───── Material provided ─────
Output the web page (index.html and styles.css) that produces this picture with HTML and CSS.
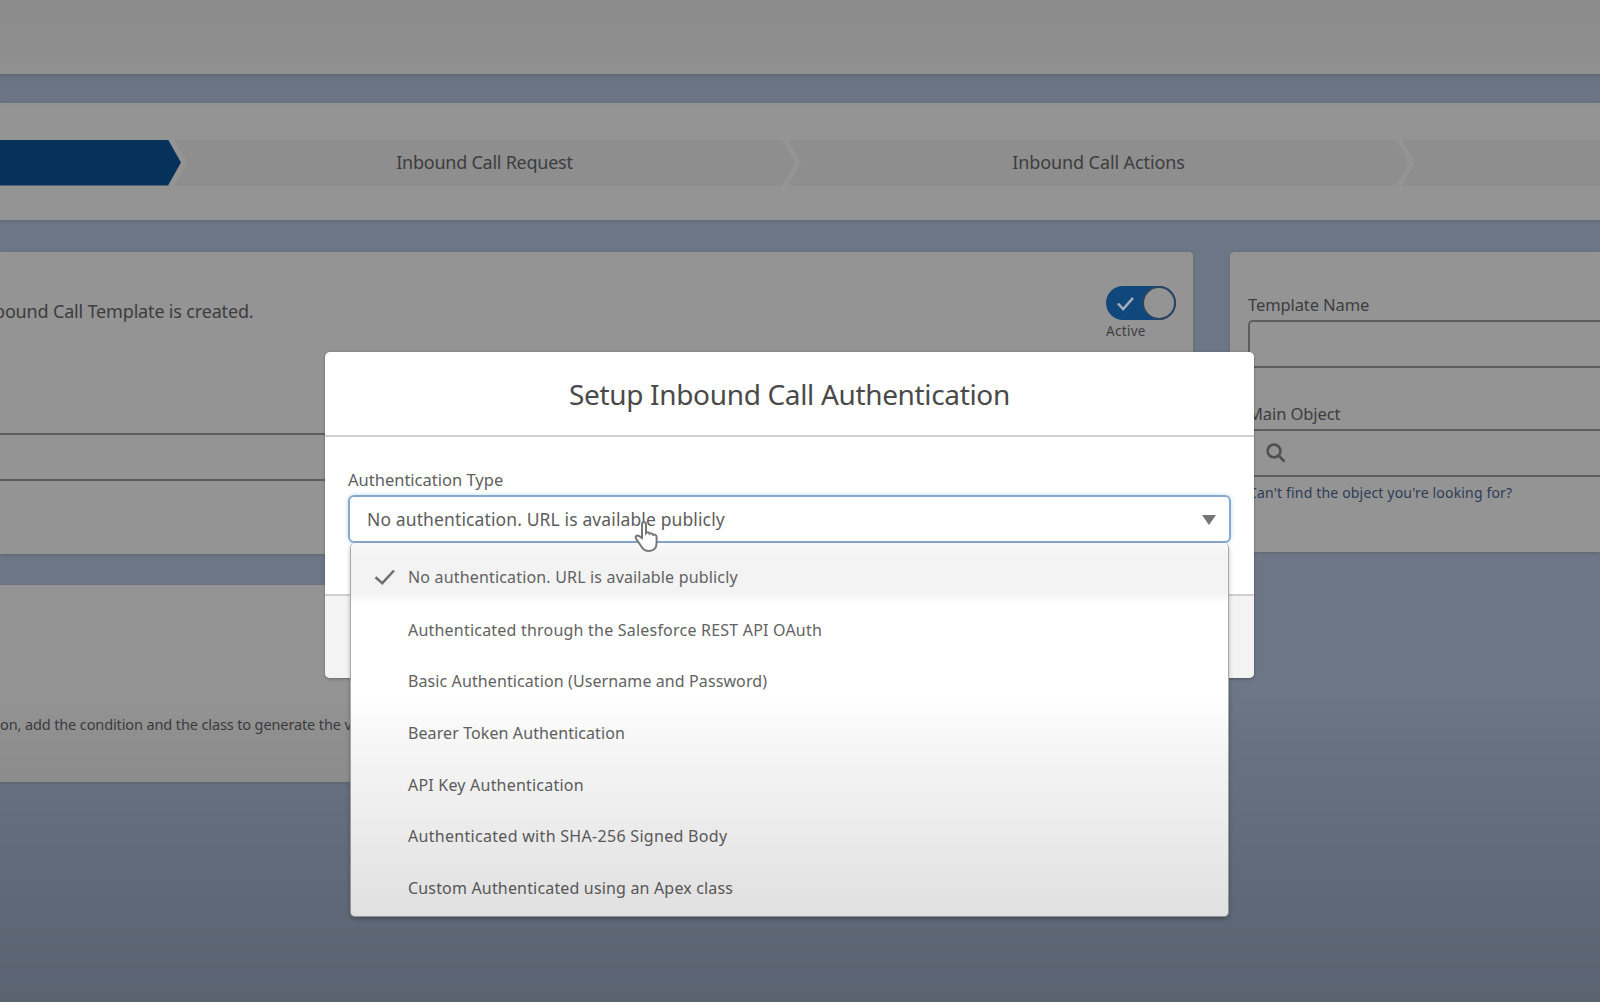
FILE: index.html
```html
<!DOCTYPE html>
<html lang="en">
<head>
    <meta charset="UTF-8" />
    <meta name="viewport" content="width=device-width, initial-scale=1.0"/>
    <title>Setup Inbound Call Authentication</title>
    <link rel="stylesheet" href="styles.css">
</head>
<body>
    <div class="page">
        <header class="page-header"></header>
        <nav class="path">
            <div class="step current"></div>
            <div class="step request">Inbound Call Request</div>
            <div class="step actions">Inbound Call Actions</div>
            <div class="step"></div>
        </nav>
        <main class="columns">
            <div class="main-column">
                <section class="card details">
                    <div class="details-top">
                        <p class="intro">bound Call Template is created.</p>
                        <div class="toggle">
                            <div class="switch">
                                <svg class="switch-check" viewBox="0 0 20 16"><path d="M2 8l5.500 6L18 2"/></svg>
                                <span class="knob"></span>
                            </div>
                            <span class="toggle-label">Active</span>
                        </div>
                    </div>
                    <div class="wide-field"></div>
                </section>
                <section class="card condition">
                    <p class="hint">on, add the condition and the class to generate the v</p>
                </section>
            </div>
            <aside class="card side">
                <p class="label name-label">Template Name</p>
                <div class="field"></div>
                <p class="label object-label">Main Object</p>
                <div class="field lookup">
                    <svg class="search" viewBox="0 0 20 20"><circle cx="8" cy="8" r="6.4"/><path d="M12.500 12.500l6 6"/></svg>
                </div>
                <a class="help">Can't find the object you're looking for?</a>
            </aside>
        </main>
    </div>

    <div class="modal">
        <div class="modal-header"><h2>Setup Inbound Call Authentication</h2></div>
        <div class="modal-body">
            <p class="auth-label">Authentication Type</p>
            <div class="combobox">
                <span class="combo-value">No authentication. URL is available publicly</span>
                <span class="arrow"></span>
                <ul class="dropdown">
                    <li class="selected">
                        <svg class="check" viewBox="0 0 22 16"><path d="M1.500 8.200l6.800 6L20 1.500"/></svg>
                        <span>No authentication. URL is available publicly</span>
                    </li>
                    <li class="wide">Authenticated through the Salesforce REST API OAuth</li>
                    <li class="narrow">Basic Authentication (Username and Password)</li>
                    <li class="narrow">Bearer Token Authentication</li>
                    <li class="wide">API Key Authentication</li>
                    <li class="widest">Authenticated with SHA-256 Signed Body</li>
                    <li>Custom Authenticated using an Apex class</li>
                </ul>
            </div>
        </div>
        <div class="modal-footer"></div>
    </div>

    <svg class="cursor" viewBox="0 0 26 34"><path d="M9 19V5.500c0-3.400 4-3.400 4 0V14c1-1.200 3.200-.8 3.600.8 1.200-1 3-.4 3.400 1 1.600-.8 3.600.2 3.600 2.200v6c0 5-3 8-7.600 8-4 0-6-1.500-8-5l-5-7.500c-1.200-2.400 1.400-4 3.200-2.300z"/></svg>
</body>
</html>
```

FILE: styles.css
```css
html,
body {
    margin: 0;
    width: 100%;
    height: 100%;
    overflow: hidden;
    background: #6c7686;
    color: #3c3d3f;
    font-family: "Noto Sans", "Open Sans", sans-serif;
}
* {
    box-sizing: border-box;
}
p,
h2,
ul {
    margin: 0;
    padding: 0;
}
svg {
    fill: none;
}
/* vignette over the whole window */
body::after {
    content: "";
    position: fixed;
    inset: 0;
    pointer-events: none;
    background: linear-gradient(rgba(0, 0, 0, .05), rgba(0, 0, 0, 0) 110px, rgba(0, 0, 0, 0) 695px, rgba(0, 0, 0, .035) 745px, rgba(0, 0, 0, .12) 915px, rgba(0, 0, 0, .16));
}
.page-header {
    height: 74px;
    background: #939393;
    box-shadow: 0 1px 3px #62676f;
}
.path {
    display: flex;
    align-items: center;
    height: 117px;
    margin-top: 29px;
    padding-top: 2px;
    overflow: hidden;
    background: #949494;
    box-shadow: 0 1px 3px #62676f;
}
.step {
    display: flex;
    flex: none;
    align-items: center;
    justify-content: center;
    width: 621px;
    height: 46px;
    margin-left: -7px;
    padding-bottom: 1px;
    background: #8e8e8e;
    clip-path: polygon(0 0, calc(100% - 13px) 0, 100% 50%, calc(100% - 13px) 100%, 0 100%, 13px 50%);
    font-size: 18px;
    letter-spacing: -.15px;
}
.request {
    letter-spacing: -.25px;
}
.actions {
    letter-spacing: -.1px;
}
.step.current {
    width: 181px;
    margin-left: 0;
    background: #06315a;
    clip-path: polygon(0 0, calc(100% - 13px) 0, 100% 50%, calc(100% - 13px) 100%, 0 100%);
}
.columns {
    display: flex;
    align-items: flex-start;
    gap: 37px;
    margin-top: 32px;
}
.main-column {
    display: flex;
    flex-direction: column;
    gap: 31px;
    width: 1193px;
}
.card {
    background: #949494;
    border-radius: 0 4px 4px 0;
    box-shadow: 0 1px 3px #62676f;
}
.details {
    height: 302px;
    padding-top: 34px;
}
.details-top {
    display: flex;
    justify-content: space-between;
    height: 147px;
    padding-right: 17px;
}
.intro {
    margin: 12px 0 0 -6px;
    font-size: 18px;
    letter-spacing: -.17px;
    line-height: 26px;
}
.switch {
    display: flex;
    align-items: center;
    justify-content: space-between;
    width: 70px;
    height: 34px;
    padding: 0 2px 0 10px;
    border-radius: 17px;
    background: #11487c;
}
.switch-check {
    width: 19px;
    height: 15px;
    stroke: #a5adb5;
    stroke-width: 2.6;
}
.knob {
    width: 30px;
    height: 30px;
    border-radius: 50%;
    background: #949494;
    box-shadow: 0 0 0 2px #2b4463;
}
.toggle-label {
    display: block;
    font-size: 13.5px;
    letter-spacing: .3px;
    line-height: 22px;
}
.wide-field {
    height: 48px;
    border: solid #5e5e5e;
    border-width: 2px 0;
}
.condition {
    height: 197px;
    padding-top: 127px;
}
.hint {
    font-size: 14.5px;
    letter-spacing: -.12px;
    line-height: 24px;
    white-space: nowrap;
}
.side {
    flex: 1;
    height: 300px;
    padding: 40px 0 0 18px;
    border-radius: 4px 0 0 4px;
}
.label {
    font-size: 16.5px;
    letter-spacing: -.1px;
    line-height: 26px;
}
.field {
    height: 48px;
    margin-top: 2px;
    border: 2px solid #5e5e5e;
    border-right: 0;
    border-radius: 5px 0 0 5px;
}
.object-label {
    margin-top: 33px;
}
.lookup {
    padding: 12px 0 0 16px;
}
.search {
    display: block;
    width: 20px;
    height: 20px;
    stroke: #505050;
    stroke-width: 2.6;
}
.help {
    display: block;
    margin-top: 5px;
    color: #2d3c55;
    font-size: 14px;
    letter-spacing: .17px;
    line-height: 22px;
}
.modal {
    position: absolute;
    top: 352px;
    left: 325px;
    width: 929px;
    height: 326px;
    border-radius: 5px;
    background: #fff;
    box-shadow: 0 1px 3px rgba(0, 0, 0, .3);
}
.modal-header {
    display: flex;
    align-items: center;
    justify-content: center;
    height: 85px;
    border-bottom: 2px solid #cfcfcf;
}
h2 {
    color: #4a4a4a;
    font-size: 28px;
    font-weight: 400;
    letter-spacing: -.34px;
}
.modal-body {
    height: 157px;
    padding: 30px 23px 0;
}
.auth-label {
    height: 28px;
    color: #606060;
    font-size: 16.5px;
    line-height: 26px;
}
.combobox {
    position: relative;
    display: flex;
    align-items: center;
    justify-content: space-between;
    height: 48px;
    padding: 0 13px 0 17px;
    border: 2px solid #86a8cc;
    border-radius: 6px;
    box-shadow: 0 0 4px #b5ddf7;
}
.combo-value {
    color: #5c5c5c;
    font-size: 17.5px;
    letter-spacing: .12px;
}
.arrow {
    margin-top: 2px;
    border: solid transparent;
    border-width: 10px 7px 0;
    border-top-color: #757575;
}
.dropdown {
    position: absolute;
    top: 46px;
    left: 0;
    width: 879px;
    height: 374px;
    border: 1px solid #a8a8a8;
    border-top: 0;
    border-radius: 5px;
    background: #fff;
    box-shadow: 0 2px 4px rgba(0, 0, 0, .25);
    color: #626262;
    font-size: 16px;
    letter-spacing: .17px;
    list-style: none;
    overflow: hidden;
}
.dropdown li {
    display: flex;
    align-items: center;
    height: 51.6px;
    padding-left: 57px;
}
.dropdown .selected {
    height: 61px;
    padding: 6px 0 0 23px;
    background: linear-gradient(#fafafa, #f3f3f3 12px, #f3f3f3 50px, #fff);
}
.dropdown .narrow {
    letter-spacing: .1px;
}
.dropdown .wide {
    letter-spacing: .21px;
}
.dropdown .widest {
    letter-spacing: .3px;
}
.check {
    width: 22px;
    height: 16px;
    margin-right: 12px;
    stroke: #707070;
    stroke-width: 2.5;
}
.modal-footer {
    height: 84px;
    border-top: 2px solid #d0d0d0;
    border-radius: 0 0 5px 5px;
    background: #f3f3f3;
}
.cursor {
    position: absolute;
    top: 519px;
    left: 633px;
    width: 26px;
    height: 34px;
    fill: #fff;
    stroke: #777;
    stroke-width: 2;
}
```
─────
Instructions to follow >>
Work out how many lines of the data above contain the string "index" and give the number alone.

Worked solution >>
2